Wednesday, October 14, 2015

Ciccino's, Geneva

As I mentioned in a post last week, I was in Geneva, NY recently, and used the occasion to hit a couple of pizzerias.
One of which was Ciccino's, which for Rochester-area visitors is conveniently located on Rt. 14 (Exchange St.) just as you get to downtown Geneva.
Ciccino's is a full-service restaurant, but there's a separate counter area if you want something to go, with a decent selection of pizza slices.
Since I'd just gotten a cheese slice at Uncle Joe's, I went with the same here. A reader once complained that I so often order and review "plain cheese," but (1) I like it, and (2) it provides a good universal standard to compare pizzerias. And this thin, triangular slice made for an interesting contrast with the thicker, square-cut slice I'd gotten from Uncle Joe's.
I opted to have my slice rewarmed. I've found that's generally a good idea, even if you don't plan to eat it immediately, as it makes the underside more crisp. I noticed that while Ciccino's pies were baked in some large deck ovens, my slice was reheated in a small, stand-alone side oven.
I was impressed with the result. The slice was nicely charred underneath, with some surface crackling. The charring added some toasty notes, and the crust had a pleasant chewiness.
Ciccino's doesn't call its pizza New York style, but it generally fits into that category. I gave my slice the "fold test" for New York style pizza - can you hold the slice, folded, horizontally, without the tip flopping down? I found that if I held my folded slice at a slight upward angle, the tip would droop down just a little. I don't mention that to pass judgment on the slice, but only to give you an idea of its relative pliability vs. rigidity. On the scale of floppy vs. brittle, it was a shade closer to the former.
One of the things I like about cheese pizza is its simplicity, and the trinity of crust, sauce and cheese was well balanced here. The crust was topped with modest but adequate layers of basic tomato sauce - not too salty, not too sweet - and well melted mozzarella, which was just a bit blistered and browned, with a bubbly spot of dough bulging up here and there.
On my visit, Ciccino's had a few other sliced pies available, including one with standard, thin-sliced pepperoni, a white pie, Buffalo chicken, and a sausage-and-peppers pie. If you're ordering a whole pizza, Ciccino's offers a traditional Margherita with crushed plum tomatoes, fresh mozzarella and fresh basil, and a selection of other pies, including thick-crust Sicilian pizza; the family behind Ciccino's is of Sicilian origin, so I imagine they do a good job on that. For further exploration of their pizza offerings, I refer you to their menu, where you'll also find their meat and seafood dishes, pasta, salads and sandwiches. There's a full bar as well.
For a number of reasons, I have been assigning fewer letter grades of late. That's a topic for another day. But one factor is a pizzeria's proximity to Rochester. Geneva's a bit of a drive from Rochester, and I don't expect to become fully familiar with the pizza choices out that way anytime soon. So I'll pass on giving a letter grade to this slice. But I will say that I enjoyed it. I'd recommend a stop if you're in the area.

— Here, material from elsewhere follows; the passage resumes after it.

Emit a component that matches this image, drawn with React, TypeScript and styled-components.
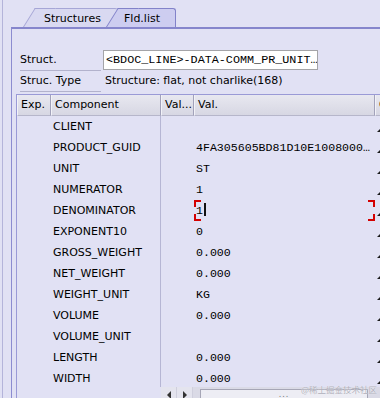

Ciccino's Pizzeria & Restaurant, 401 Exchange St., Geneva
(315) 789-4613

22 East Main St., Waterloo
(315) 539-1064

Both locations hours: Mon. 11 a.m. - 9 p.m., Tue. - Thu. 11 a.m. - 10 p.m., Fri. & Sat. 11 - 11, Sun. noon - 9 p.m.

Wednesday, October 7, 2015

Shooters, Revisited

It was back in March 2011 that I last reviewed Shooters, a bar and restaurant in Fairport, or Perinton, depending on how you look at the map, or go by postal designations. Either way, it's at the corner of Fairport Road (31F) and Baird Road. But it was overdue for a revisit.
With that in mind, I recently stopped at Shooters with my beautiful wife for lunch. She opted for a salad (ah, women, what can I say) while I got a Margherita pizza.
It was thin, as expected,  with an underside that was generally golden brown, with a light dusting of flour. There were a few charred spots along the edge, but not underneath.
It was tasty, with a thick layer of bright-tasting tomato sauce and several well-melted dollops of fresh mozzarella, and some fresh basil that had been added at the end. The pie had also been dusted with a grated hard cheese, probably Parmesan.
Although the underside wasn't shatteringly crisp, it was firm. As you can see in the photo, I was able to fold and hold a slice up, horizontally, even as the well-melted cheese stretched out.
There was a genuine wood fire in the oven; it wasn't just a gas fire, as I've seen in some places. From a brief conversation with the pizzaiolo, though, I learned that the fire typically gets cranked up, and the oven temperature is typically higher, in the evening, resulting in a shorter baking time.
That's understandable; the lunch crowd was relatively sparse, and I can see not wanting to go through a lot of fuel during low-volume hours. I suspect, then, that a pizza ordered during the dinner hour would likely come out a little more charred and/or crisp underneath.
But this pie was not underdone, even if it was a little different from what I would've gotten had I ordered the same pie that evening. It was not blistered or charred underneath, but it was firm. If your ideal pizza is "leopard spotted" underneath, try coming here for dinner rather than lunch.
Shooters offers twelve pizzas, and while I went with my default Margherita, I'd like to try their clams Casino pizza and their andouille sausage pizza. They also have an extensive burger menu, as well as sandwiches, panini, salads, wings, and other sides and appetizers. There's a full bar, and a lot of TVs around to keep sports fans happy.
I liked this pizza, and I liked the place itself. The service was attentive, and the pizzaiolo was obviously dedicated to his craft. This particular pie wasn't among the very best I've had, in my opinion, but it was good overall, and good enough to make me want to go back. So a B seems about right.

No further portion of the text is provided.